DT:  I love the fact that you focused on the effect of the conflict on the women.

 

JM:  Indeed.  That was another appeal of the script for me.  Your way in was mothers, both Collette, who’s a mother—that’s one of the reasons why she does what she does—and her mother, and seeing their point of view on this conflict, knowing they’re born into it. It’s a conflict they’re born into, and you don’t really choose what side you’re on.  That was very intriguing for me, to see how that would play out, how those very universal feelings of motherhood play out in this kind of horrible, hateful context.

 

DT:  I read that you built the casting around Bríd Brennan, who played Collette’s mother.

 

JM:  She was the first person I cast.  She grew up in a Catholic family in Belfast and saw and witnessed the Troubles firsthand.  It was important that she felt comfortable with what we were doing, and she did.  She’s a wonderful actress, and there’s a nice physical resemblance between her and Andrea that you don’t always find in movies.  You have Bruce Willis and Joseph Gordon-Levitt and you have to make them look alike in postproduction, but there was a kind of kinship between Bríd and Andrea.

 

DT:  And that young girl at the beginning as well.

 

JM:   She was great, that girl at the beginning.  She was someone we just found in Northern Ireland.  She has a nice physical resemblance to Andrea as well, and she’s a wonderful little actress.

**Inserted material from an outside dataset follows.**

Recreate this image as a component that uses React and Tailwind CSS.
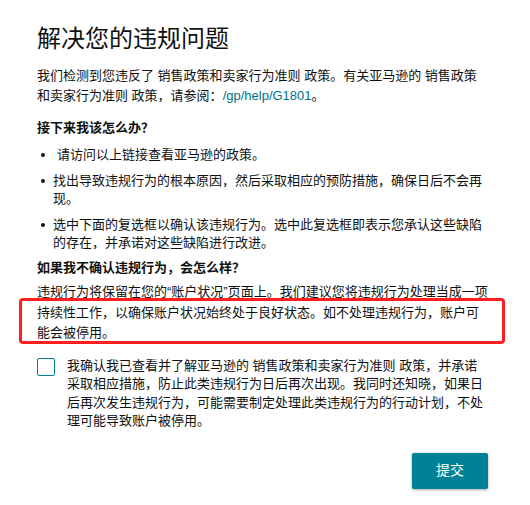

It’s interesting, the female perspective you’re seeing.  Men come and go and do their thing, but in the film you’re always in this domestic space, which is a very uncomfortable space if you’re Collette: you’ve become a traitor in your own household. What would that be like?  To wake up every day with that weight on your chest?  Appalling.  So the film is claustrophobic.  Everything unfolds in this small, poky little house, but that was one of the aspects of the script that I really liked—the female perspective.

 

DT:  The script was based on a book Tom Bradby wrote during his time as a TV correspondent in Northern Ireland in the 1990s.   How dedicated were you to making the story “authentic”?

 

JM:  I think it had to be in a way, but it didn’t need to be only about period details. The psychology of the story was my way into it.  The universal dimension of it, because every conflict has informants and traitors and people who change sides, and making Collette do it for her reasons was authentic to me.  And then you have the job of just making sure it feels right and looks right, hopefully without having it be too designed so you’re pushing it in people’s faces.  There needed to be a believable texture behind the universal story we had on our hands.

 

DT:  Given the fact that Bríd knew the conflict firsthand, was she able to help with that?

 

JM:   I think we all did.  Firstly, there was a whole accent issue for some of the actors.  Northern Irish accent is very particular, and very difficult to get at.

 

DT:  Quite difficult to understand, too.

 

JM:  Yes, as you picked up.  Andrea is a very good technical actress, and she pulled that off very well. When you do these kinds of films that are set in a certain time and place, you do lots of research; you look at photographs and footage and you then create the version that feels right to you.  Jon Henson, our designer, did most of that work.  But it has to feel believable, particularly given that these things did happen in that time and place.

 

DT:  Your DP said something really interesting.  He said, “We weren’t particularly talking in terms of the way the film was going to look—what we were interested in was how it felt for Collette.”  How did that translate into what we see on screen?

 

JM:  Often we show her point of view, and we favor her point of view, which is a Hitchcock technique, really.  You see the world through her eyes and you see how people are reacting to her, and then you see how she cannot reveal any of her private thoughts.  Everywhere she goes, she has a mask on.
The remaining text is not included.